- Exercise directions:
Copy out the listing that follows, exactly, without its pictures.

(A run of records)
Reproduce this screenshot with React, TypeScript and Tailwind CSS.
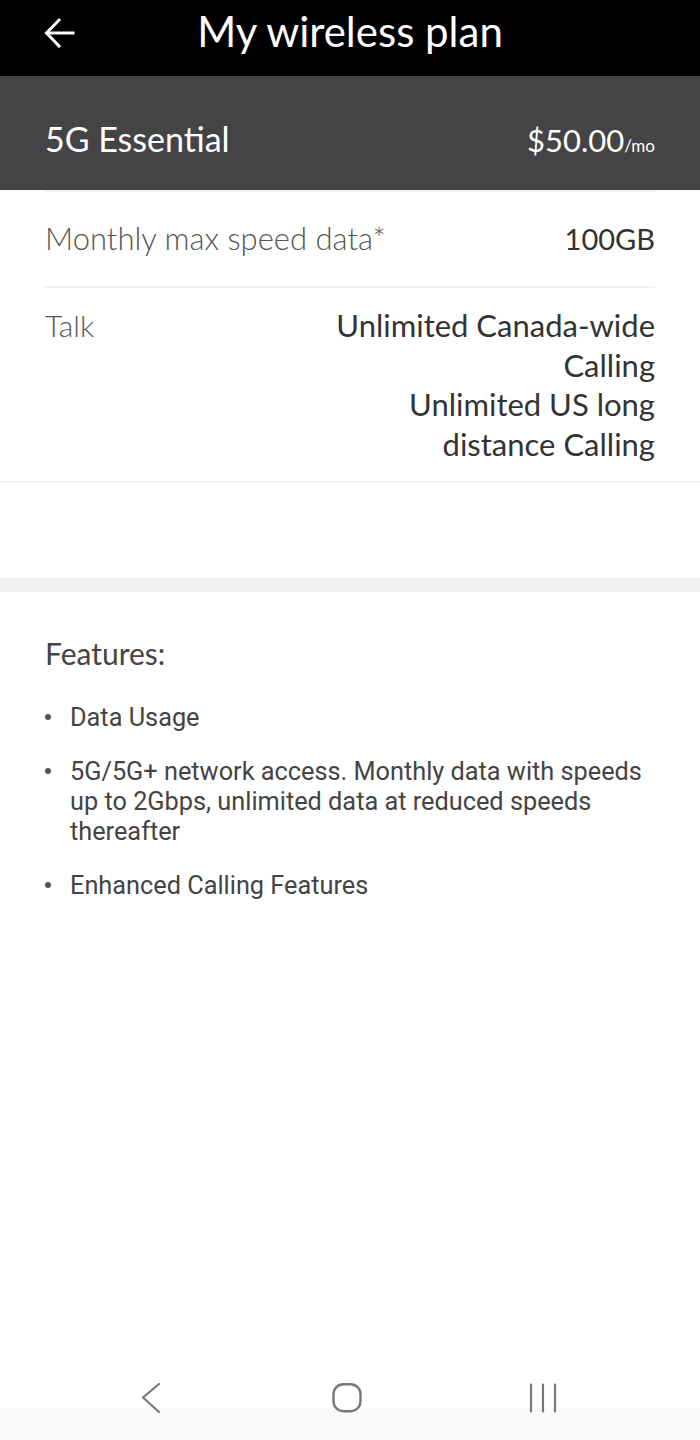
import React from "react";

const avenir = { fontFamily: "Lato, 'Open Sans', sans-serif" };

export default function App() {
  return (
    <div className="min-h-[1440px] flex flex-col bg-white" style={avenir}>
      <header className="h-[76px] bg-black grid grid-cols-[1fr_auto_1fr] items-start">
        <div className="pl-[44px] pt-[17px] flex">
          <svg width="31" height="31" viewBox="0 0 31 31" fill="none" stroke="white" strokeWidth="3" strokeLinecap="square">
            <path d="M3 16H29" />
            <path d="M15 3L2.5 16L15 29" />
          </svg>
        </div>
        <h1 className="text-white text-[42px] leading-none pt-[10px]">My wireless plan</h1>
        <div />
      </header>

      <div className="h-[114px] bg-[#444446] px-[45px] pt-[46px] flex items-baseline justify-between text-white">
        <span className="text-[34px] leading-none">5G Essential</span>
        <span className="text-[31px] leading-none">
          $50.00<span className="text-[17px]">/mo</span>
        </span>
      </div>

      <div className="px-[45px]">
        <div className="border-t-2 border-b-2 border-[#f0f0f0] h-[98px] pt-[31px] flex items-baseline justify-between">
          <span className="text-[31px] leading-none font-light text-[#555]">Monthly max speed data*</span>
          <span className="text-[29px] leading-none text-[#333]">100GB</span>
        </div>
      </div>
      <div className="border-b-2 border-[#f0f0f0]">
        <div className="px-[45px] pt-[18px] pb-[17px] flex justify-between">
          <span className="text-[30px] font-light text-[#555] leading-[39.5px]">Talk</span>
          <div className="text-right text-[31px] text-[#333] leading-[39.5px]">
            <div>Unlimited Canada-wide</div>
            <div>Calling</div>
            <div>Unlimited US long</div>
            <div>distance Calling</div>
          </div>
        </div>
      </div>

      <div className="h-[95px]" />
      <div className="h-[14px] bg-[#efefef]" />

      <section className="px-[45px] pt-[46px]">
        <h2 className="text-[30px] leading-none text-[#444]">Features:</h2>
        <ul className="mt-[35px] flex flex-col gap-[24px] text-[25.3px] leading-[30px] text-[#444]" style={{ fontFamily: "Roboto, sans-serif" }}>
          {[
            "Data Usage",
            "5G/5G+ network access. Monthly data with speeds up to 2Gbps, unlimited data at reduced speeds thereafter",
            "Enhanced Calling Features",
          ].map((t) => (
            <li key={t} className="flex">
              <span className="w-[25px] shrink-0 pt-[10.5px]">
                <span className="block w-[6px] h-[6px] rounded-full bg-[#555]" />
              </span>
              <span>{t}</span>
            </li>
          ))}
        </ul>
      </section>

      <div className="flex-1" />

      <nav className="h-[88px] bg-[linear-gradient(to_bottom,#ffffff_0,#ffffff_56px,#f9f9f9_56px)] flex items-start justify-center gap-[156px] pt-[31px] pr-[6px]">
        <svg width="40" height="30" viewBox="0 0 40 30" fill="none" stroke="#777" strokeWidth="2.2" strokeLinecap="round" strokeLinejoin="round">
          <path d="M28 1L12 14.5L28 29" />
        </svg>
        <svg width="40" height="30" viewBox="0 0 40 30" fill="none" stroke="#777" strokeWidth="2.4">
          <rect x="6.5" y="1.2" width="27" height="27" rx="10" />
        </svg>
        <svg width="40" height="30" viewBox="0 0 40 30" fill="none" stroke="#777" strokeWidth="2.2" strokeLinecap="round">
          <path d="M8 1.5V28.5M20 1.5V28.5M32 1.5V28.5" />
        </svg>
      </nav>
    </div>
  );
}
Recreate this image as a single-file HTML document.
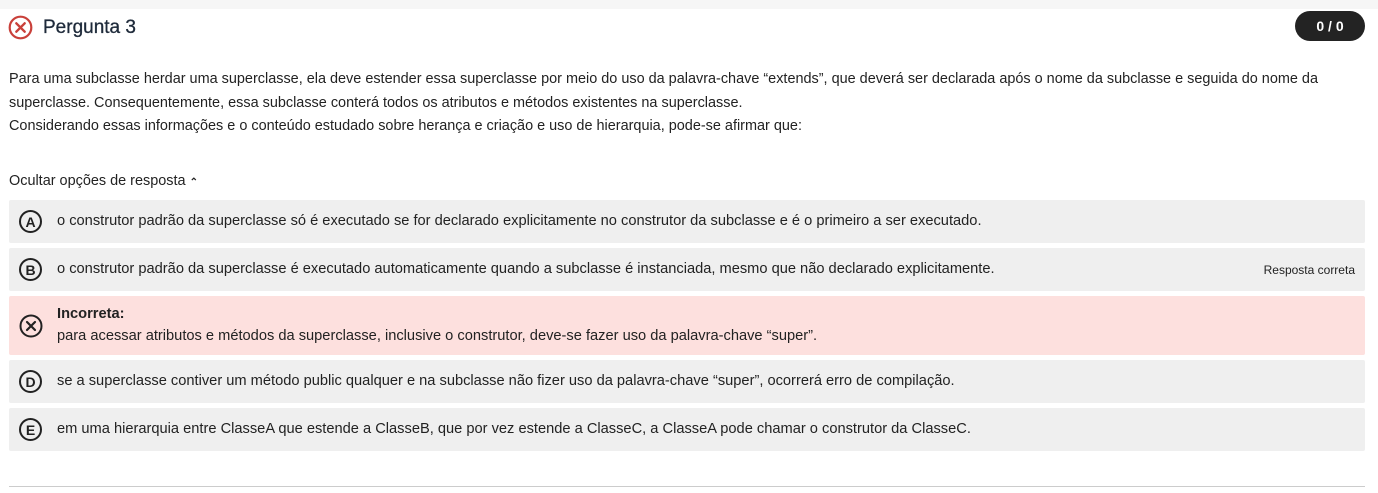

- Problem solution:
Reproduce this screenshot with React, TypeScript and Tailwind CSS.
import React from "react";

const avenir = { fontFamily: "Lato, 'Open Sans', sans-serif" };

export default function App() {
  return (
    <div className="min-h-[1440px] flex flex-col bg-white" style={avenir}>
      <header className="h-[76px] bg-black grid grid-cols-[1fr_auto_1fr] items-start">
        <div className="pl-[44px] pt-[17px] flex">
          <svg width="31" height="31" viewBox="0 0 31 31" fill="none" stroke="white" strokeWidth="3" strokeLinecap="square">
            <path d="M3 16H29" />
            <path d="M15 3L2.5 16L15 29" />
          </svg>
        </div>
        <h1 className="text-white text-[42px] leading-none pt-[10px]">My wireless plan</h1>
        <div />
      </header>

      <div className="h-[114px] bg-[#444446] px-[45px] pt-[46px] flex items-baseline justify-between text-white">
        <span className="text-[34px] leading-none">5G Essential</span>
        <span className="text-[31px] leading-none">
          $50.00<span className="text-[17px]">/mo</span>
        </span>
      </div>

      <div className="px-[45px]">
        <div className="border-t-2 border-b-2 border-[#f0f0f0] h-[98px] pt-[31px] flex items-baseline justify-between">
          <span className="text-[31px] leading-none font-light text-[#555]">Monthly max speed data*</span>
          <span className="text-[29px] leading-none text-[#333]">100GB</span>
        </div>
      </div>
      <div className="border-b-2 border-[#f0f0f0]">
        <div className="px-[45px] pt-[18px] pb-[17px] flex justify-between">
          <span className="text-[30px] font-light text-[#555] leading-[39.5px]">Talk</span>
          <div className="text-right text-[31px] text-[#333] leading-[39.5px]">
            <div>Unlimited Canada-wide</div>
            <div>Calling</div>
            <div>Unlimited US long</div>
            <div>distance Calling</div>
          </div>
        </div>
      </div>

      <div className="h-[95px]" />
      <div className="h-[14px] bg-[#efefef]" />

      <section className="px-[45px] pt-[46px]">
        <h2 className="text-[30px] leading-none text-[#444]">Features:</h2>
        <ul className="mt-[35px] flex flex-col gap-[24px] text-[25.3px] leading-[30px] text-[#444]" style={{ fontFamily: "Roboto, sans-serif" }}>
          {[
            "Data Usage",
            "5G/5G+ network access. Monthly data with speeds up to 2Gbps, unlimited data at reduced speeds thereafter",
            "Enhanced Calling Features",
          ].map((t) => (
            <li key={t} className="flex">
              <span className="w-[25px] shrink-0 pt-[10.5px]">
                <span className="block w-[6px] h-[6px] rounded-full bg-[#555]" />
              </span>
              <span>{t}</span>
            </li>
          ))}
        </ul>
      </section>

      <div className="flex-1" />

      <nav className="h-[88px] bg-[linear-gradient(to_bottom,#ffffff_0,#ffffff_56px,#f9f9f9_56px)] flex items-start justify-center gap-[156px] pt-[31px] pr-[6px]">
        <svg width="40" height="30" viewBox="0 0 40 30" fill="none" stroke="#777" strokeWidth="2.2" strokeLinecap="round" strokeLinejoin="round">
          <path d="M28 1L12 14.5L28 29" />
        </svg>
        <svg width="40" height="30" viewBox="0 0 40 30" fill="none" stroke="#777" strokeWidth="2.4">
          <rect x="6.5" y="1.2" width="27" height="27" rx="10" />
        </svg>
        <svg width="40" height="30" viewBox="0 0 40 30" fill="none" stroke="#777" strokeWidth="2.2" strokeLinecap="round">
          <path d="M8 1.5V28.5M20 1.5V28.5M32 1.5V28.5" />
        </svg>
      </nav>
    </div>
  );
}
Recreate this image as a single-file HTML document.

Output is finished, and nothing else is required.